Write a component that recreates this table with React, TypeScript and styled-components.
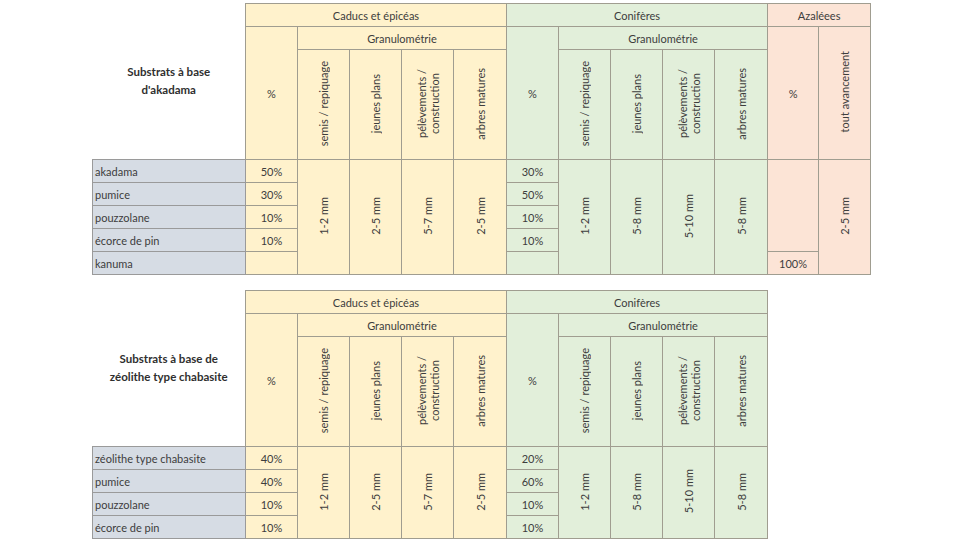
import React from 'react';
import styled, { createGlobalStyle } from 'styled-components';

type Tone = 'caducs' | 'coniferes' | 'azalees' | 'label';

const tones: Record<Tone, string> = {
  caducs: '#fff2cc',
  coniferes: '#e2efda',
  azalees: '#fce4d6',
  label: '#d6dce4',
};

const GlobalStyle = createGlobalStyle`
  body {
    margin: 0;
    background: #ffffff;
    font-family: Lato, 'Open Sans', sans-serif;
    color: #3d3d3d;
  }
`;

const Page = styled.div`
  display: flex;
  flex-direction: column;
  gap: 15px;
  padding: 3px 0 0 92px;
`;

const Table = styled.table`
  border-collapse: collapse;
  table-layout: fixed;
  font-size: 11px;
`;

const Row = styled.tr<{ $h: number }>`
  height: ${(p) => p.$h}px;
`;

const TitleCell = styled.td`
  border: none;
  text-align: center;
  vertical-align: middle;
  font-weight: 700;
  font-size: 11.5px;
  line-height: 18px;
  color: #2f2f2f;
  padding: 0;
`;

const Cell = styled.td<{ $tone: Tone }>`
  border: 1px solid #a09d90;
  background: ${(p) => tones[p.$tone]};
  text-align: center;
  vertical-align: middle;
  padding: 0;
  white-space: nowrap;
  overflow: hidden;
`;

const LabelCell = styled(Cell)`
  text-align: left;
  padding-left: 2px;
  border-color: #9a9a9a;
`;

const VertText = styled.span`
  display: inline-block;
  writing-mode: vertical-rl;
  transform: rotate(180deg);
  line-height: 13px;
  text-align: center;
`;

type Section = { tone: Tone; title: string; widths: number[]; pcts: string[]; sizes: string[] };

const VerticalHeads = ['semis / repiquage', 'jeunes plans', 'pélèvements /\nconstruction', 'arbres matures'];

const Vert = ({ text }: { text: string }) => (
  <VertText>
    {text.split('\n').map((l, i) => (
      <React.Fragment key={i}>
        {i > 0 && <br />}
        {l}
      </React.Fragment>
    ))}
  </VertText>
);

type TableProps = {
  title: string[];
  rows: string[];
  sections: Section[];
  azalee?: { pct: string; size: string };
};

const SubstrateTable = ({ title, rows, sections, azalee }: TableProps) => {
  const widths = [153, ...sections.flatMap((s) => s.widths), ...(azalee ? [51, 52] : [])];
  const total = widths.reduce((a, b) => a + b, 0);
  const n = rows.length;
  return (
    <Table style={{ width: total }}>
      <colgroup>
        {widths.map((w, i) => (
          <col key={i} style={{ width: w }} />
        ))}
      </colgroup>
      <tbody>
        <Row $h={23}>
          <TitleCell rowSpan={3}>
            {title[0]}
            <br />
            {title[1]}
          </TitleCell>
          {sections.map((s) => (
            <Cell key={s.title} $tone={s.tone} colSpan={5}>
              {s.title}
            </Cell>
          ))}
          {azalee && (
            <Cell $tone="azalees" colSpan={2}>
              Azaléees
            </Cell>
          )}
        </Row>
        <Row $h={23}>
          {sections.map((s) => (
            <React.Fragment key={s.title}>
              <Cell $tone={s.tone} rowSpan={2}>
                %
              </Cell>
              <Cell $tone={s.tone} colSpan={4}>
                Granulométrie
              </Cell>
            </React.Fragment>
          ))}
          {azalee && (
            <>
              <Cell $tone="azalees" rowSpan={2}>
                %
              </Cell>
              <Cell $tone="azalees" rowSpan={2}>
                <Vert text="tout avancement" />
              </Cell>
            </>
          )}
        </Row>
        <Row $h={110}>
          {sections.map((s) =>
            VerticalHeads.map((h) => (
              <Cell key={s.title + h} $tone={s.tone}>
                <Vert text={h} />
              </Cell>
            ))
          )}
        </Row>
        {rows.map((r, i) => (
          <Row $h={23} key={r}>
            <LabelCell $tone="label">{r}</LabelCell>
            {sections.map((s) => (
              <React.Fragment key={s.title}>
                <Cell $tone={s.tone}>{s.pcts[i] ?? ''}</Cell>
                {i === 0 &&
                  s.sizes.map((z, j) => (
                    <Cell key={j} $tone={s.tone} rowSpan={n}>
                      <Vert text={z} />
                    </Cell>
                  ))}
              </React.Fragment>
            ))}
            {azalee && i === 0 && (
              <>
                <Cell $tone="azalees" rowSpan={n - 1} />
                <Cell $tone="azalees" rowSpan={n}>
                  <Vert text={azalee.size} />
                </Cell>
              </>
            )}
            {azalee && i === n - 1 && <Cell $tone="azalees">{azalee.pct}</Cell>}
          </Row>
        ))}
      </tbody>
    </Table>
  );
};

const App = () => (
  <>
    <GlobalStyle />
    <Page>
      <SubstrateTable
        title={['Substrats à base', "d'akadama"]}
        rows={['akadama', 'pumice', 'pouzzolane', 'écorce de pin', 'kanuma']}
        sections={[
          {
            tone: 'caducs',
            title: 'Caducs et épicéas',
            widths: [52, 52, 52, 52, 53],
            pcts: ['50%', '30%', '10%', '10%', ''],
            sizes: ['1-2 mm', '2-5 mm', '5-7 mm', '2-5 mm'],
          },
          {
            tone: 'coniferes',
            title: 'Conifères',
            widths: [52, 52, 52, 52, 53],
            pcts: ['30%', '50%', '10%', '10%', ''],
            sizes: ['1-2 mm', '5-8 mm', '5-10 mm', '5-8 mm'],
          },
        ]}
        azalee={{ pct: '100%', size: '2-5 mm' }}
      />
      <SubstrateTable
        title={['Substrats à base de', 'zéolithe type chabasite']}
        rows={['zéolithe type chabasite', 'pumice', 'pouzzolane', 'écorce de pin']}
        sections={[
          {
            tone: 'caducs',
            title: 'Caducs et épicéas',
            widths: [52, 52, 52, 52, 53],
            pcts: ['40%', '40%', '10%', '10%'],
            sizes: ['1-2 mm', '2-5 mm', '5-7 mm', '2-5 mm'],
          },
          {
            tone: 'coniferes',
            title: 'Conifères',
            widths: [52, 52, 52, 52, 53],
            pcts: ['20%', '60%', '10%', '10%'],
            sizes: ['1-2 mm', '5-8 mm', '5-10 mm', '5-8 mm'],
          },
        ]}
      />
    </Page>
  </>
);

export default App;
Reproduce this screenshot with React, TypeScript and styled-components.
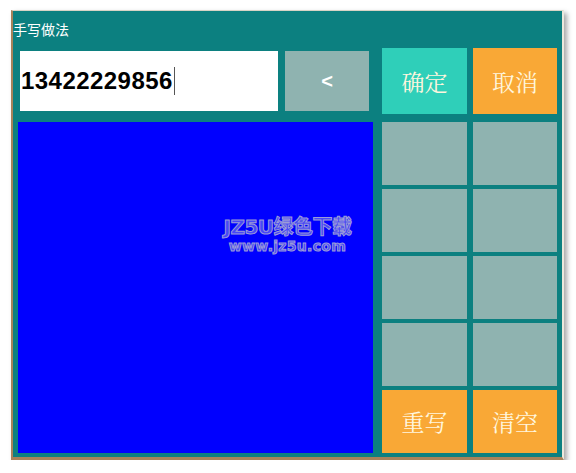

----

=== What to produce ===
Restate the entire listing word for word, excluding pictures.

=== Solution for this task ===
Write a component that recreates this table with React, TypeScript and styled-components.
import React from 'react';
import styled, { createGlobalStyle } from 'styled-components';

type Tone = 'caducs' | 'coniferes' | 'azalees' | 'label';

const tones: Record<Tone, string> = {
  caducs: '#fff2cc',
  coniferes: '#e2efda',
  azalees: '#fce4d6',
  label: '#d6dce4',
};

const GlobalStyle = createGlobalStyle`
  body {
    margin: 0;
    background: #ffffff;
    font-family: Lato, 'Open Sans', sans-serif;
    color: #3d3d3d;
  }
`;

const Page = styled.div`
  display: flex;
  flex-direction: column;
  gap: 15px;
  padding: 3px 0 0 92px;
`;

const Table = styled.table`
  border-collapse: collapse;
  table-layout: fixed;
  font-size: 11px;
`;

const Row = styled.tr<{ $h: number }>`
  height: ${(p) => p.$h}px;
`;

const TitleCell = styled.td`
  border: none;
  text-align: center;
  vertical-align: middle;
  font-weight: 700;
  font-size: 11.5px;
  line-height: 18px;
  color: #2f2f2f;
  padding: 0;
`;

const Cell = styled.td<{ $tone: Tone }>`
  border: 1px solid #a09d90;
  background: ${(p) => tones[p.$tone]};
  text-align: center;
  vertical-align: middle;
  padding: 0;
  white-space: nowrap;
  overflow: hidden;
`;

const LabelCell = styled(Cell)`
  text-align: left;
  padding-left: 2px;
  border-color: #9a9a9a;
`;

const VertText = styled.span`
  display: inline-block;
  writing-mode: vertical-rl;
  transform: rotate(180deg);
  line-height: 13px;
  text-align: center;
`;

type Section = { tone: Tone; title: string; widths: number[]; pcts: string[]; sizes: string[] };

const VerticalHeads = ['semis / repiquage', 'jeunes plans', 'pélèvements /\nconstruction', 'arbres matures'];

const Vert = ({ text }: { text: string }) => (
  <VertText>
    {text.split('\n').map((l, i) => (
      <React.Fragment key={i}>
        {i > 0 && <br />}
        {l}
      </React.Fragment>
    ))}
  </VertText>
);

type TableProps = {
  title: string[];
  rows: string[];
  sections: Section[];
  azalee?: { pct: string; size: string };
};

const SubstrateTable = ({ title, rows, sections, azalee }: TableProps) => {
  const widths = [153, ...sections.flatMap((s) => s.widths), ...(azalee ? [51, 52] : [])];
  const total = widths.reduce((a, b) => a + b, 0);
  const n = rows.length;
  return (
    <Table style={{ width: total }}>
      <colgroup>
        {widths.map((w, i) => (
          <col key={i} style={{ width: w }} />
        ))}
      </colgroup>
      <tbody>
        <Row $h={23}>
          <TitleCell rowSpan={3}>
            {title[0]}
            <br />
            {title[1]}
          </TitleCell>
          {sections.map((s) => (
            <Cell key={s.title} $tone={s.tone} colSpan={5}>
              {s.title}
            </Cell>
          ))}
          {azalee && (
            <Cell $tone="azalees" colSpan={2}>
              Azaléees
            </Cell>
          )}
        </Row>
        <Row $h={23}>
          {sections.map((s) => (
            <React.Fragment key={s.title}>
              <Cell $tone={s.tone} rowSpan={2}>
                %
              </Cell>
              <Cell $tone={s.tone} colSpan={4}>
                Granulométrie
              </Cell>
            </React.Fragment>
          ))}
          {azalee && (
            <>
              <Cell $tone="azalees" rowSpan={2}>
                %
              </Cell>
              <Cell $tone="azalees" rowSpan={2}>
                <Vert text="tout avancement" />
              </Cell>
            </>
          )}
        </Row>
        <Row $h={110}>
          {sections.map((s) =>
            VerticalHeads.map((h) => (
              <Cell key={s.title + h} $tone={s.tone}>
                <Vert text={h} />
              </Cell>
            ))
          )}
        </Row>
        {rows.map((r, i) => (
          <Row $h={23} key={r}>
            <LabelCell $tone="label">{r}</LabelCell>
            {sections.map((s) => (
              <React.Fragment key={s.title}>
                <Cell $tone={s.tone}>{s.pcts[i] ?? ''}</Cell>
                {i === 0 &&
                  s.sizes.map((z, j) => (
                    <Cell key={j} $tone={s.tone} rowSpan={n}>
                      <Vert text={z} />
                    </Cell>
                  ))}
              </React.Fragment>
            ))}
            {azalee && i === 0 && (
              <>
                <Cell $tone="azalees" rowSpan={n - 1} />
                <Cell $tone="azalees" rowSpan={n}>
                  <Vert text={azalee.size} />
                </Cell>
              </>
            )}
            {azalee && i === n - 1 && <Cell $tone="azalees">{azalee.pct}</Cell>}
          </Row>
        ))}
      </tbody>
    </Table>
  );
};

const App = () => (
  <>
    <GlobalStyle />
    <Page>
      <SubstrateTable
        title={['Substrats à base', "d'akadama"]}
        rows={['akadama', 'pumice', 'pouzzolane', 'écorce de pin', 'kanuma']}
        sections={[
          {
            tone: 'caducs',
            title: 'Caducs et épicéas',
            widths: [52, 52, 52, 52, 53],
            pcts: ['50%', '30%', '10%', '10%', ''],
            sizes: ['1-2 mm', '2-5 mm', '5-7 mm', '2-5 mm'],
          },
          {
            tone: 'coniferes',
            title: 'Conifères',
            widths: [52, 52, 52, 52, 53],
            pcts: ['30%', '50%', '10%', '10%', ''],
            sizes: ['1-2 mm', '5-8 mm', '5-10 mm', '5-8 mm'],
          },
        ]}
        azalee={{ pct: '100%', size: '2-5 mm' }}
      />
      <SubstrateTable
        title={['Substrats à base de', 'zéolithe type chabasite']}
        rows={['zéolithe type chabasite', 'pumice', 'pouzzolane', 'écorce de pin']}
        sections={[
          {
            tone: 'caducs',
            title: 'Caducs et épicéas',
            widths: [52, 52, 52, 52, 53],
            pcts: ['40%', '40%', '10%', '10%'],
            sizes: ['1-2 mm', '2-5 mm', '5-7 mm', '2-5 mm'],
          },
          {
            tone: 'coniferes',
            title: 'Conifères',
            widths: [52, 52, 52, 52, 53],
            pcts: ['20%', '60%', '10%', '10%'],
            sizes: ['1-2 mm', '5-8 mm', '5-10 mm', '5-8 mm'],
          },
        ]}
      />
    </Page>
  </>
);

export default App;
Reproduce this screenshot with React, TypeScript and styled-components.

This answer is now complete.